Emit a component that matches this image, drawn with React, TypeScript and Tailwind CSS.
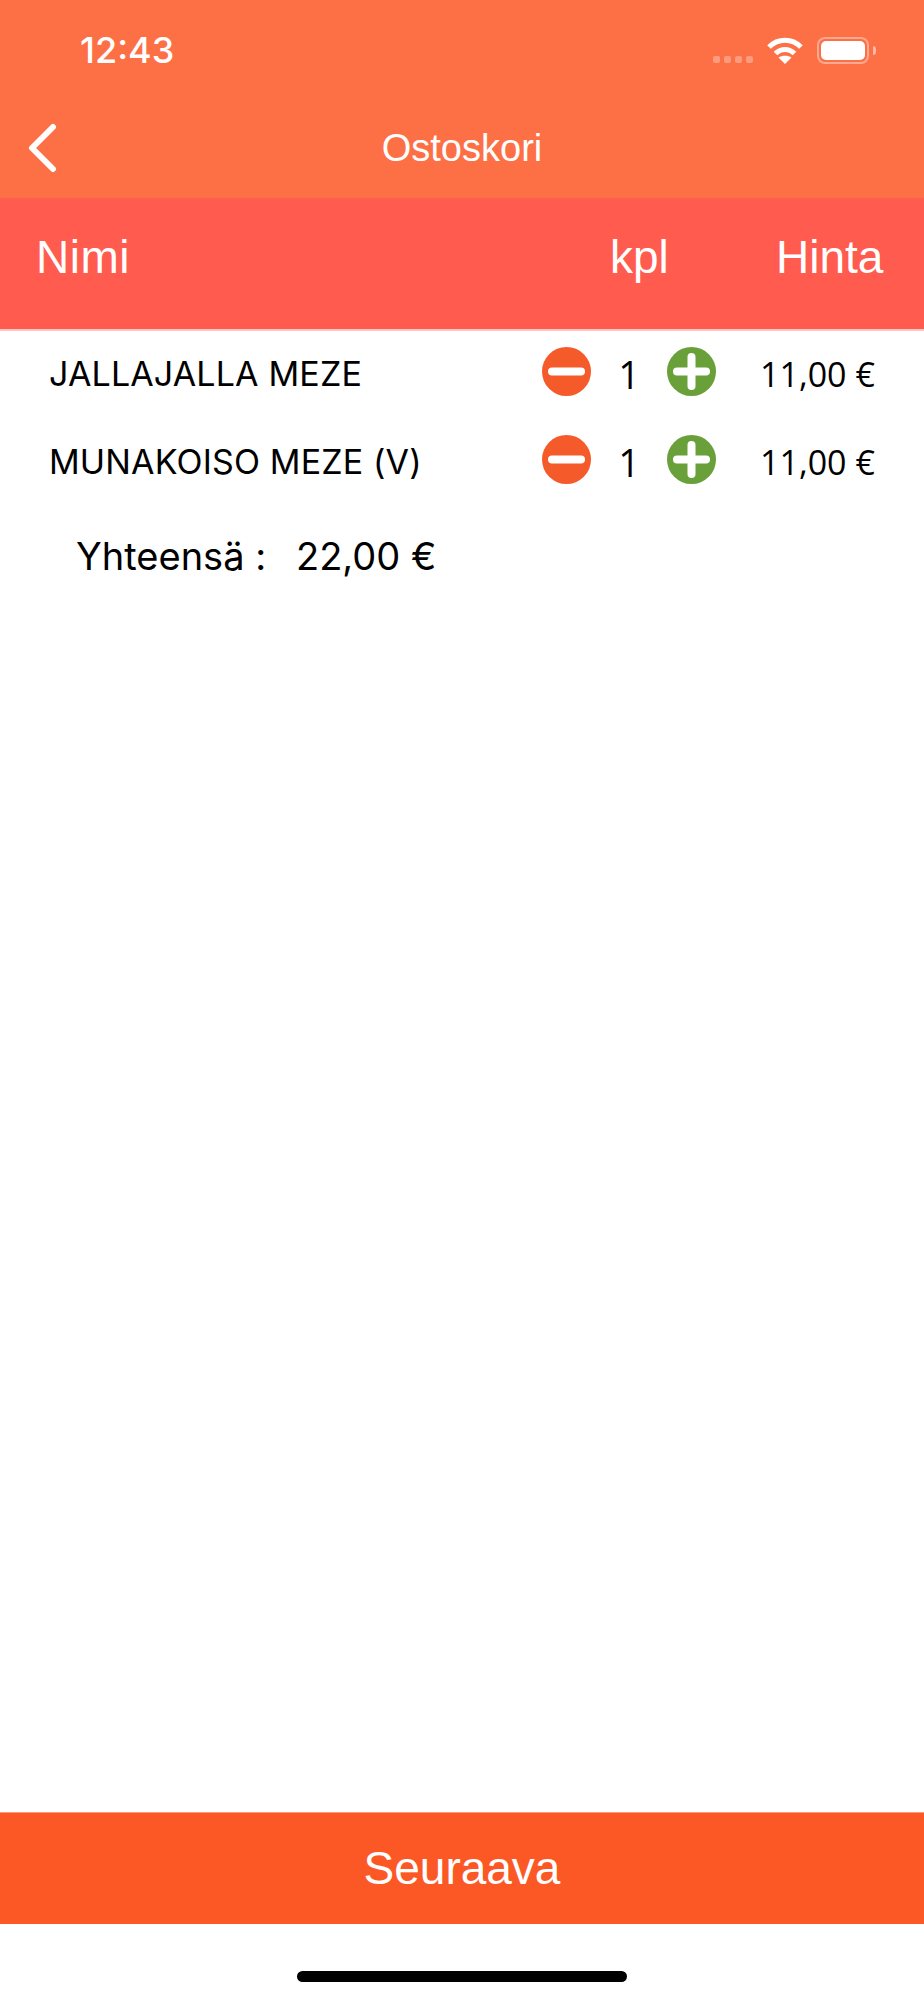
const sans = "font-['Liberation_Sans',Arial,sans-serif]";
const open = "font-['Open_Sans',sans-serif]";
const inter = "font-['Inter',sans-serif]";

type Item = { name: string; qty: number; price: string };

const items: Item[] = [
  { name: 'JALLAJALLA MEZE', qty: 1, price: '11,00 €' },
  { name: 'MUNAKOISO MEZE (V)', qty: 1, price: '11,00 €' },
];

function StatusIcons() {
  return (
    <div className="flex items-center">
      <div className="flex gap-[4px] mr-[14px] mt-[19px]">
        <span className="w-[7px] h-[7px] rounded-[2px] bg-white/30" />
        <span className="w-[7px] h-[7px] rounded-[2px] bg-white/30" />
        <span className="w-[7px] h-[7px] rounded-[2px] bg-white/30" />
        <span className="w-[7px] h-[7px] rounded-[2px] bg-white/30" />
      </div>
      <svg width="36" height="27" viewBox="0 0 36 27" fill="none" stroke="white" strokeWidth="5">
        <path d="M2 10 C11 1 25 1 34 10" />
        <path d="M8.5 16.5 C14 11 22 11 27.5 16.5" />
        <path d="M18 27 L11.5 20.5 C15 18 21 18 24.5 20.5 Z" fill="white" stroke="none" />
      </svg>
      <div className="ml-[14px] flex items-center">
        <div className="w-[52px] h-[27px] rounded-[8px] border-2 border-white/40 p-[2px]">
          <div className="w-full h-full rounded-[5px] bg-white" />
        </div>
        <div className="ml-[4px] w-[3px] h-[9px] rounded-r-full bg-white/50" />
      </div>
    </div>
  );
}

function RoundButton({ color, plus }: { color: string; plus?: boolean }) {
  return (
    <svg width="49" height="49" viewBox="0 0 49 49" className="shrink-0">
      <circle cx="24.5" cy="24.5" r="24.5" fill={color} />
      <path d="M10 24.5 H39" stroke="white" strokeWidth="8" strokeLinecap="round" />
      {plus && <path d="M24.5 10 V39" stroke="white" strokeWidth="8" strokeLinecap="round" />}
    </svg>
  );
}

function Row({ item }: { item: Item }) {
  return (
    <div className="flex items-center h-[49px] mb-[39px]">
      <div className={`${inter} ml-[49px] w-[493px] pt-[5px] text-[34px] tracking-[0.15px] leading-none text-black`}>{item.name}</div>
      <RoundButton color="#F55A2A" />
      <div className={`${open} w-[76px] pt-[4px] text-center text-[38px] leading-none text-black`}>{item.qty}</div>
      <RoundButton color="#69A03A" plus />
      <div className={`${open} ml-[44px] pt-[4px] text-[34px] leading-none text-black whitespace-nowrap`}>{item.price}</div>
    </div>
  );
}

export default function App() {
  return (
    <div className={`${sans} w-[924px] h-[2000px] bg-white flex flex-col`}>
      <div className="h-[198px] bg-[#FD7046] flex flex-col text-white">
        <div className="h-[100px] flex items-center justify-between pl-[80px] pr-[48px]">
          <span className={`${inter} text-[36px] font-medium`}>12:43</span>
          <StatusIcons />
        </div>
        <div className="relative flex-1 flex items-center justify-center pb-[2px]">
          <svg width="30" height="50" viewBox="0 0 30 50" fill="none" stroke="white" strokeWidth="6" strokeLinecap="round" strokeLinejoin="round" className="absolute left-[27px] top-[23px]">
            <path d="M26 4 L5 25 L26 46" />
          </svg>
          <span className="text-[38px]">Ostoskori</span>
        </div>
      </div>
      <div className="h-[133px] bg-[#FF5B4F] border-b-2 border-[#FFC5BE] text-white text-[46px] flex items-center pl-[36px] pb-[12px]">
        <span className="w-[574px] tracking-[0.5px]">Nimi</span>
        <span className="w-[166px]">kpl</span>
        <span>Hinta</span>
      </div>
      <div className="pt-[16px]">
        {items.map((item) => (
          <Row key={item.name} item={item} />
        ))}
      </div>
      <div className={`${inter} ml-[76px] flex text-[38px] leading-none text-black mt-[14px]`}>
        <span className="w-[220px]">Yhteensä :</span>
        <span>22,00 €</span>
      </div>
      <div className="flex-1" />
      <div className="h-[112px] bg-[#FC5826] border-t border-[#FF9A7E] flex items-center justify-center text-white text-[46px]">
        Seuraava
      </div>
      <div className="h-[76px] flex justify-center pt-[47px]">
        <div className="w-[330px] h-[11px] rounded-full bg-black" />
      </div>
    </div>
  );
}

----

* [Your goal]
Only the lines from the start of the material through the line containing "string; qty: number;" should be transcribed. Pictures stay out.

* [Output]
Emit a component that matches this image, drawn with React, TypeScript and Tailwind CSS.
const sans = "font-['Liberation_Sans',Arial,sans-serif]";
const open = "font-['Open_Sans',sans-serif]";
const inter = "font-['Inter',sans-serif]";

type Item = { name: string; qty: number; price: string };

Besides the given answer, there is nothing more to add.